We start up on the pass near Hell-Roaring Plateau (I love that name – you can imagine the winter storms up there!) and look at hard, crystalline basement rocks – granites, granitoids, mafic intrusions, various metamorphics, etc. – that underlie the North American continent, and here brought to the surface by major tectonic uplift during the Laramide Orogeny (starting in the latest Cretaceous and Early Tertiary). Some of these rocks are 3.9 billion years (with a B!) old by radiometric dating and are some of Earth’s oldest rocks. From here we move back down the Rock Creek Valley, examining Pleistocene montane glacial geomorphology, down into the Bighorn Basin through the Fort Union Paleocene beds and associated coal fields (now abandoned leaving a somewhat lonely town of Bear Creek standing guard – 100 years old this year – Happy Birthday BC!), and into the Clark’s Fork Canyon. Here is one of the best examples of Precambrian basement uplift, covered unconformably by 300 million years of Paleozoic marine sediments with the most spectacular drag fold and flat-iron palisades at the mountain front that you could ever hope to see (not to mention two great terminal moraines at the valley mouth. Lastly, we cross the basin towards the Pryors moving generally down section from Paleocene to Cretaceous to Jurassic. At Red Dome we get a tremendous view of Cretaceous Western Interior Seaway shales, Cloverly Formation badlands (type locality home of Deinonychus antirrhopus), blood-red Chugwater sands and mudstones (Triassic) and, of course, the famous dinosaur-bearing Morrison.

We do all this to place the fossils in context – the Earth is a dynamic, changing place on which tremendous geologic forces operate over vast time scales.

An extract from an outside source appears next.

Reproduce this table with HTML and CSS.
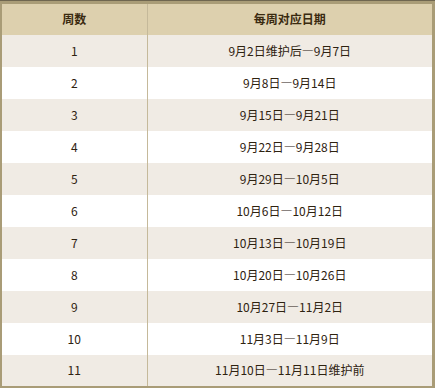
FILE: index.html
```html
<!DOCTYPE html>
<html lang="zh-CN">
<head>
    <meta charset="UTF-8">
    <title>周数对应日期</title>
    <link rel="stylesheet" href="styles.css">
</head>
<body>
    <div class="wrap">
        <table class="week-table">
            <thead>
                <tr>
                    <th class="col-week">周数</th>
                    <th>每周对应日期</th>
                </tr>
            </thead>
            <tbody>
                <tr><td class="col-week">1</td><td>9月2日维护后—9月7日</td></tr>
                <tr><td class="col-week">2</td><td>9月8日—9月14日</td></tr>
                <tr><td class="col-week">3</td><td>9月15日—9月21日</td></tr>
                <tr><td class="col-week">4</td><td>9月22日—9月28日</td></tr>
                <tr><td class="col-week">5</td><td>9月29日—10月5日</td></tr>
                <tr><td class="col-week">6</td><td>10月6日—10月12日</td></tr>
                <tr><td class="col-week">7</td><td>10月13日—10月19日</td></tr>
                <tr><td class="col-week">8</td><td>10月20日—10月26日</td></tr>
                <tr><td class="col-week">9</td><td>10月27日—11月2日</td></tr>
                <tr><td class="col-week">10</td><td>11月3日—11月9日</td></tr>
                <tr><td class="col-week">11</td><td>11月10日—11月11日维护前</td></tr>
            </tbody>
        </table>
    </div>
</body>
</html>
```

FILE: styles.css
```css
* {
    margin: 0;
    padding: 0;
    box-sizing: border-box;
}

body {
    background: #fff;
    font-family: "Noto Sans CJK SC", "Liberation Sans", sans-serif;
    font-size: 12px;
    color: #2e2210;
}

/* 外框 */
.wrap {
    width: 435px;
    height: 390px;
    border-top: 1px solid #6f6650;
}

.week-table {
    width: 435px;
    border-collapse: collapse;
    border-top: 3px solid #a99c77;
    border-left: 2px solid #a99c77;
    border-right: 3px solid #a99c77;
    border-bottom: 2px solid #a99c77;
    table-layout: fixed;
}

.week-table th,
.week-table td {
    height: 32px;
    text-align: center;
    vertical-align: middle;
    line-height: 16px;
    padding: 0;
}

.week-table th {
    background-color: #ddd0ae;
    font-weight: 700;
    font-size: 12px;
    color: #3a2a10;
}

.week-table .col-week {
    width: 146px;
    border-right: 1px solid #c5b99a;
}

.week-table tbody tr:nth-child(odd) {
    background-color: #f0ebe4;
}

.week-table tbody tr:nth-child(even) {
    background-color: #fff;
}
```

Few places like Montana/Wyoming show this to greater effect. Tomorrow we dig in earnest!

3 comments:

Anonymous said...

How are the milkshakes at the Bridger Cafe this year?

Glenn said...

Jason - Just as good as last year! You should try to join us here again next year. Cheers, G-

Anonymous said...

That's the plan, Glenn...just hope some funding comes through to make it possible.